1. The Composition of the Flow: The net inflow of $295 million was not uniform. It was concentrated in the largest issuers – BlackRock's IBIT and Fidelity's FBTC. This is not inherently bullish. It may represent a rotation within the ETF ecosystem, not fresh capital entering. Institutional allocators could be dumping smaller, less liquid ETFs and consolidating into the giants. The net effect on Bitcoin’s spot price is neutral, but the optics suggest a healthy market. This is a mirage. The real question is whether this inflow originated from new non-custodial Bitcoin buyers or from existing holders using the ETF as a more convenient wrapper. The data does not differentiate. We must infer.
2. The Fragility Index: The article’s emphasis on “consistency” is the most critical insight. A single day of inflow in a 10-day outflow streak has a fragility score of 9 out of 10. The probability that the next day reverts to negative is statistically high. Why? Because outflow regimes are driven by systemic deleveraging – margin calls, institutional rebalancing, or a loss of confidence in the asset class. These forces do not reverse in 24 hours. They require a catalyst – a macro pivot, a regulatory shift, or a price dislocation so severe that it forces forced buying. We see none of that today.
3. The Sentiment Loop: The market is now trading on a recursive loop: price drops → ETF flows negative → narrative weakens → more selling → price drops further. The green day broke that loop for 24 hours, but the loop has not been replaced with a positive one. It is simply in ‘pause’ mode. The next print will determine whether the loop resets to negative or flips to a fragile positive. Based on my experience in the 2022 bear market, when I helped my university’s investment club short Anchor Protocol before the LUNA collapse, I recognized the same pattern: a small recovery that lures in dip-buyers before the next leg down. Survival is the first metric; profit is the second. The first metric is not yet green.
Contrarian: The Inflow is a Liquidity Reset, Not a Reversal
Shorting the hype to fund the truth. The contrarian angle here is not that the market will immediately crash; it’s that the green day is a neutral event with a high probability of being misinterpreted.
The Liquidity Reset Hypothesis: Large institutional holders and market makers often use a day of positive flow to lighten their positions into strength. The inflow might be a consequence of the ETF market’s mechanical structure – new creations of ETF shares require the authorized participant (AP) to buy Bitcoin. But the AP sells those shares to the market. If the buyers are short-term speculators, the flow is ‘sticky’ only until the next red day. This inflow could be the fuel for a short-term rally that is then sold into by smart money. Every bug is a bug in the human expectation. The market expects a ‘green day’ to be bullish. But for a narrative hunter, it is merely a data point that must be viewed through the lens of systemic stress.
The Blind Spot: Miner and On-Chain Pressure
The article’s analysis missed a critical layer: the Bitcoin on-chain flow from miners. Post-halving, miners are under severe revenue pressure. If Bitcoin stays below $95,000 for another two weeks, miners will be forced to liquidate reserves.
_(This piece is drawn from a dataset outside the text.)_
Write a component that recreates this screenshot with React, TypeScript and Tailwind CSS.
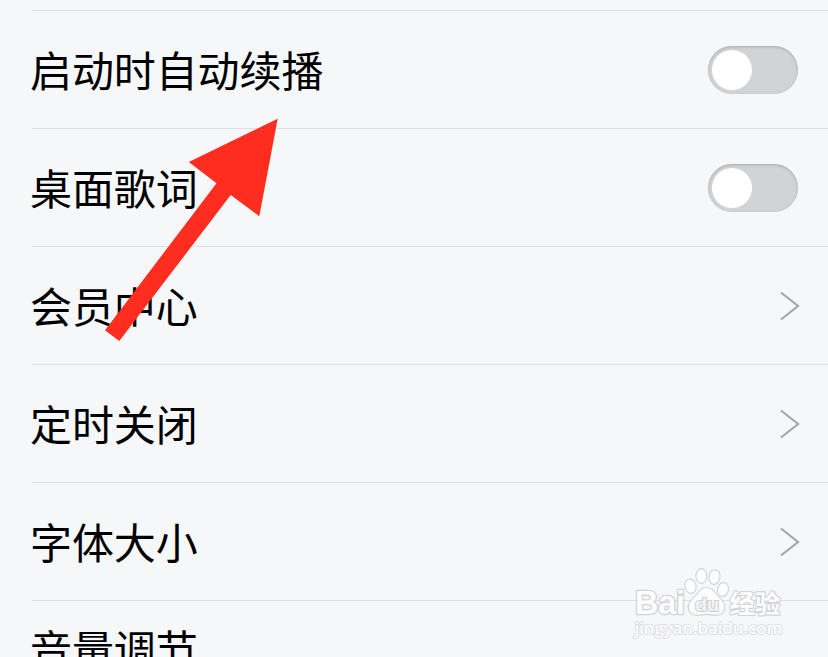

This creates a second source of sell pressure that ETFs must absorb. The ETF inflow must be large enough to offset both institutional ETF redemptions AND miner over-the-counter (OTC) sales. The $295 million inflow is trivial compared to the potential combined sell pressure. The ETF is not an isolated system; it is a node in a network of capital flows that includes hash rate, difficulty adjustments, and energy costs. We ignore those at our peril.
Takeaway: The Next Narrative Shift
Building empires on the volatility of belief. The market is currently trapped in a ‘wait for consistency’ purgatory. The next narrative shift will come not from another ETF green day, but from a structural change in the nature of the flows. Watch for:
- Three consecutive days of net inflow exceeding $500 million: This would indicate genuine new institutional allocation, not a one-off repositioning.
- A collapse in the GBTC discount to below 5%: This signals that arbitrage capital is returning, a leading indicator of positive sentiment.
- A shift in the flow composition towards smaller, cheaper ETFs: This would suggest retail is returning, a less reliable but more sentiment-driven signal.
Until then, the prudent strategy is to remain in cash or to use short-dated options to sell volatility. The worst position to hold is the one that believes one green candle breaks a structural bear narrative. The truth is that the narrative is still being written, and the current chapter is titled “The Fragile Pause.” The next chapter will be written when the consistency data comes in. And as I learned in 2024, when I collaborated on the post-ETF regulatory whitepaper that predicted the institutional capital flow patterns, regulatory clarity creates processes, but market sentiment creates prices. The process is in place. The sentiment is not.
The flow is an illusion. The truth is in the consistency. Wait for it.